The IRL terror of copyright

Sadly, King himself noted in his tweets why this book-to-movie can't be made: "Just thinking about the legal thicket one would have to go through to get permissions makes my head ache. And my heart, that too. But gosh, shouldn't someone tell Jason's side of the story?" 

King has given permission to adapt enough of his own works to be familiar with the process, and he's not kidding about how complicated it is, either. Part of the reason for the thin continuity within the Friday the 13th universe is the sheer quantity of different story writers, screenplay writers, and producers the franchise has seen. All of them have creative rights to their individual contributions; King would likely have to negotiate with each and every one of them before a single word could be written. There are comics and a television series with their own laws and owners as well.

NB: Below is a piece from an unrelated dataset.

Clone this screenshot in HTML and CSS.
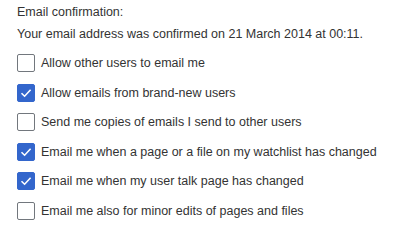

The film rights have also bounced between studios too, just to add extra fun to the whole thing. So you see, acquiring those critical rights isn't just complicated — it's basically a legal Rube Goldberg machine. 

For all that Jason has maimed, murdered, and traveled from New Jersey to space, he's no stranger to the civil courts and being the center of a lawsuit over copyright either. The long-suffering attempt at making a 13th Friday movie has been tied up in court over screenplay rights for years; most recently, a video game adaptation of the franchise was also slapped with a suit well after it was published and prevented plans for expansion DLC. It's not the money — it's the time and endless complication of so many people, corporations, and so many union rules. Pour one out for the fascinating and entertaining inward adventure through Jason Voorhees' life we will never see.